▸ WRITTEN REQUEST: For each line below that contains the string "this", copy that line.

☆ ☆ ☆ ☆ ☆

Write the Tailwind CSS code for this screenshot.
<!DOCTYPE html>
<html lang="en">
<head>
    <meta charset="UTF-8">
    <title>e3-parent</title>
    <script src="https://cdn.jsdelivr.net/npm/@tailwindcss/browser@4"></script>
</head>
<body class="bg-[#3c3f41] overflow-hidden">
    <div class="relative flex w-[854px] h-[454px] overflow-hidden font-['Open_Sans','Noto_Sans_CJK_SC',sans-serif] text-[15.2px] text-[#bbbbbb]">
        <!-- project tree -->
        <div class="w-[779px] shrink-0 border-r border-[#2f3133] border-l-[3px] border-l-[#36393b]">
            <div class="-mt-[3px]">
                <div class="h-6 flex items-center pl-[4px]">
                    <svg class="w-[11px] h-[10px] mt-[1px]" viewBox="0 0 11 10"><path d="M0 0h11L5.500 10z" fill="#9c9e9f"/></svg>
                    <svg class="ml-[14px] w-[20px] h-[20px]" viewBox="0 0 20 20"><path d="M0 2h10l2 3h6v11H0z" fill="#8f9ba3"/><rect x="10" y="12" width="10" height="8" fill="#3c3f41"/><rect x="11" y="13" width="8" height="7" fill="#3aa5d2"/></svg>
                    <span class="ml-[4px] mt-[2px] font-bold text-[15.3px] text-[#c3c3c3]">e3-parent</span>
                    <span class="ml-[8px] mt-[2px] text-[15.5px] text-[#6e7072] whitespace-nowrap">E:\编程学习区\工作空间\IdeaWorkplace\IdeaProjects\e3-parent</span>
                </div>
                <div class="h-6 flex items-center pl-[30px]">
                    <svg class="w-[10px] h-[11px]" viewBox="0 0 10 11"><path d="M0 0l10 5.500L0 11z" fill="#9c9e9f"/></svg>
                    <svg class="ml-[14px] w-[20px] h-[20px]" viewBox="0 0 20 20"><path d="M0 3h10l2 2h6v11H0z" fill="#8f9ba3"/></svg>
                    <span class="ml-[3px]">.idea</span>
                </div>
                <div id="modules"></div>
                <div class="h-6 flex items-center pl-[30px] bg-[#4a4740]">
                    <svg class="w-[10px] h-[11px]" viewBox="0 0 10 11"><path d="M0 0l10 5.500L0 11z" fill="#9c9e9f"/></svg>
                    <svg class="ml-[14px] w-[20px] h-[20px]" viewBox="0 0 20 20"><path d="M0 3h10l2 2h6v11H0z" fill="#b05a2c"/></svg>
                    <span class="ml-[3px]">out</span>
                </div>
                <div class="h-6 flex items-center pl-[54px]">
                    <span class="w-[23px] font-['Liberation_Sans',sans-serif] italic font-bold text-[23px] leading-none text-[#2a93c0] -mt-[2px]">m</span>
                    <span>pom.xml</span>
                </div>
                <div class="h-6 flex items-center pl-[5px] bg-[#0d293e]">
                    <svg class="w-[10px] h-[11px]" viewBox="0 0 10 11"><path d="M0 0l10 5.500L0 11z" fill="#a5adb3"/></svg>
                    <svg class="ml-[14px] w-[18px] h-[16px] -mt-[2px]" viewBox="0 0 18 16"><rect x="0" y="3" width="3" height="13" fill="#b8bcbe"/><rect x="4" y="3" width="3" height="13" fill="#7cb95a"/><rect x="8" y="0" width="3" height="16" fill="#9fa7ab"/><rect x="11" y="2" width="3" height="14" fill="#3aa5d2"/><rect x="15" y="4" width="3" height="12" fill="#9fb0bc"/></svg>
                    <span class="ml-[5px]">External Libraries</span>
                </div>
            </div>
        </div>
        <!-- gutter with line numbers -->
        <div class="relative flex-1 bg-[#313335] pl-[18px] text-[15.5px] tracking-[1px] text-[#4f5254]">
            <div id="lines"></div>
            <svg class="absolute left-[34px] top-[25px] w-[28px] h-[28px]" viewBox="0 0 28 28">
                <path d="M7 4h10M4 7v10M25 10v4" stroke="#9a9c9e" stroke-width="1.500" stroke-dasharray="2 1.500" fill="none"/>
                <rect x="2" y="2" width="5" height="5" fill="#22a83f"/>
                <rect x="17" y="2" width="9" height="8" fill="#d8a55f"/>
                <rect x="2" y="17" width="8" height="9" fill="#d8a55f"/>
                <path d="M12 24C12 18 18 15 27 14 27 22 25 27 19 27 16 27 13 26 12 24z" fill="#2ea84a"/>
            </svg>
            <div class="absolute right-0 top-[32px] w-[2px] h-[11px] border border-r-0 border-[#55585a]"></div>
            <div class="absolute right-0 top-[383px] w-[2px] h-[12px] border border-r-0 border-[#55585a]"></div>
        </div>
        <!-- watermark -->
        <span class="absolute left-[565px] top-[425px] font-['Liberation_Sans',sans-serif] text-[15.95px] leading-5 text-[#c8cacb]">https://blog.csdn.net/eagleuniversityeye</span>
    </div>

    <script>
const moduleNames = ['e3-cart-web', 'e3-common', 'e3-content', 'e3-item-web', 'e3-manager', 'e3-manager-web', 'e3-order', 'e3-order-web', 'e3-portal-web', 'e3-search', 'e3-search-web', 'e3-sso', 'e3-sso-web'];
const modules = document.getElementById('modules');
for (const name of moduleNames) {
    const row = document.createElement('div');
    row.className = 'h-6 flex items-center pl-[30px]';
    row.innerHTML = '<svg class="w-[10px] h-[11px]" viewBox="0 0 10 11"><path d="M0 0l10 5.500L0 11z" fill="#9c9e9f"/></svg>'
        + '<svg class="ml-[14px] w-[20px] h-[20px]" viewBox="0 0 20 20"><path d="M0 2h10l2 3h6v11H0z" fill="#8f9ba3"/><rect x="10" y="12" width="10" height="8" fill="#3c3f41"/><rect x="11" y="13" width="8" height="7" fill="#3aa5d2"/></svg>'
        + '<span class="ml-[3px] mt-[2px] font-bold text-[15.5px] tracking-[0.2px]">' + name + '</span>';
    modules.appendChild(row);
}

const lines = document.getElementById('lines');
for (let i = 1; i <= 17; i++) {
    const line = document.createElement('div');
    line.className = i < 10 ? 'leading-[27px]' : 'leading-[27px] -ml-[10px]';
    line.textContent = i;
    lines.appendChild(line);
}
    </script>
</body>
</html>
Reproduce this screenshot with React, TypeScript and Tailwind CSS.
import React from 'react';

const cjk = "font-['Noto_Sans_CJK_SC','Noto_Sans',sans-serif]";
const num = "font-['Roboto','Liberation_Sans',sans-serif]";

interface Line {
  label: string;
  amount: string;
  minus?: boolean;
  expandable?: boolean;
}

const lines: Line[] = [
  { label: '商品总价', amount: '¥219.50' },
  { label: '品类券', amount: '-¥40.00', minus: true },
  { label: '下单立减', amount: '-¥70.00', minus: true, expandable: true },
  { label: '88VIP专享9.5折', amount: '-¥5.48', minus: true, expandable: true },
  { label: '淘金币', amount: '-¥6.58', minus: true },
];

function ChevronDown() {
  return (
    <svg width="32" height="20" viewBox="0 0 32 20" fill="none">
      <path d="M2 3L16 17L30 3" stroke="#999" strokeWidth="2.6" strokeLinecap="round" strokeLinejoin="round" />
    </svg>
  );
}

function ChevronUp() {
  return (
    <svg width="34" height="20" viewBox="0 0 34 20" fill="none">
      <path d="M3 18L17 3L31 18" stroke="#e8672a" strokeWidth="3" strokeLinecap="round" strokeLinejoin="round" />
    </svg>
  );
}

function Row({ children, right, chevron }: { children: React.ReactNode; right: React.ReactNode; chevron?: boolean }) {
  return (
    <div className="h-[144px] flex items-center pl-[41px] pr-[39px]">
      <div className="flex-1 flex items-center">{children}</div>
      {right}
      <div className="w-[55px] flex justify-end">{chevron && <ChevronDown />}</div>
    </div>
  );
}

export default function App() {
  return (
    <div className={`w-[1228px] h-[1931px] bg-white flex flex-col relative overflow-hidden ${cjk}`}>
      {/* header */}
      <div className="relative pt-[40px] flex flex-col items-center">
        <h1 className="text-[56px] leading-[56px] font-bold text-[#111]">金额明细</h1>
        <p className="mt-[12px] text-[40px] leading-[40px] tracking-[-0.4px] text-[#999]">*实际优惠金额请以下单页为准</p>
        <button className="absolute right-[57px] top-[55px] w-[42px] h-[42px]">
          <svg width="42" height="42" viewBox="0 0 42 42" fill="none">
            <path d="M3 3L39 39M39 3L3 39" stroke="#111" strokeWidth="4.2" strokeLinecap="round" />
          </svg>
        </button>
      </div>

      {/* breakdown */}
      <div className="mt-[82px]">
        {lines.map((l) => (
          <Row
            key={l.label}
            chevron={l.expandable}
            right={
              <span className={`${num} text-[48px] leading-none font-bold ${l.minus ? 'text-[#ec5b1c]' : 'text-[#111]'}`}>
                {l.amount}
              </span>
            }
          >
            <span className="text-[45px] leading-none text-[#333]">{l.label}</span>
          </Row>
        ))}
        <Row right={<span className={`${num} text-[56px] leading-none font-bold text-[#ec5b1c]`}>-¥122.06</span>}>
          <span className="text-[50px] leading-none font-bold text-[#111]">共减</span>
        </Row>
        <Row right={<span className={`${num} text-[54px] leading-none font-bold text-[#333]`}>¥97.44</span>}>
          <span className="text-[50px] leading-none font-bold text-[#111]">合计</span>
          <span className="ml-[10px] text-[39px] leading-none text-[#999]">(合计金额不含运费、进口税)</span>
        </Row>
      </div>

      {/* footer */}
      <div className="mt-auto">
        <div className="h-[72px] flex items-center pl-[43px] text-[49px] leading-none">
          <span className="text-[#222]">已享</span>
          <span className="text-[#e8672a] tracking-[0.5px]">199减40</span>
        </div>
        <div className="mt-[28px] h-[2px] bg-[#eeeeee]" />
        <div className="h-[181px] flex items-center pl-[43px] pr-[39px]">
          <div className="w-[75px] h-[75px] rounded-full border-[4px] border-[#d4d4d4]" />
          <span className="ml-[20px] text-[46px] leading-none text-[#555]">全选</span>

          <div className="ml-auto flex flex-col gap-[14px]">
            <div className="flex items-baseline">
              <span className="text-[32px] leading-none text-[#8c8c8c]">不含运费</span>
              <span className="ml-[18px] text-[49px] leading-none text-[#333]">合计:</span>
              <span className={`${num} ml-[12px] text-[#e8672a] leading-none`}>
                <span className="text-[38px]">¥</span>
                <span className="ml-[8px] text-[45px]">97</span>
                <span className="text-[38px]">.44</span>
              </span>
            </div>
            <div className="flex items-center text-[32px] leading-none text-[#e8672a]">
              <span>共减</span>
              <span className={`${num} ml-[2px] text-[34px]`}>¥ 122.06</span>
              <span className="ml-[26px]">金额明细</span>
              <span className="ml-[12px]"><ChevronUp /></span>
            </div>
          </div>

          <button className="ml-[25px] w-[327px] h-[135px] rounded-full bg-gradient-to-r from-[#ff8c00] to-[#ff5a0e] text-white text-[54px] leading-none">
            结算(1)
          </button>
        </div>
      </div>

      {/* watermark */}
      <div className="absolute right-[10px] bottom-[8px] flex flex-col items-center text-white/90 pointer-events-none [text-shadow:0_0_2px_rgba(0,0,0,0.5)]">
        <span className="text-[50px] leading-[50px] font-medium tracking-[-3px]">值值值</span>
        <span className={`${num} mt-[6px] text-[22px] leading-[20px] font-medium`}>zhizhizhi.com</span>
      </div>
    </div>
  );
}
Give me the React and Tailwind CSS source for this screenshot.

☆ ☆ ☆ ☆ ☆

▸ ANSWER FOR THE TASK:
Write the Tailwind CSS code for this screenshot.
Reproduce this screenshot with React, TypeScript and Tailwind CSS.
Give me the React and Tailwind CSS source for this screenshot.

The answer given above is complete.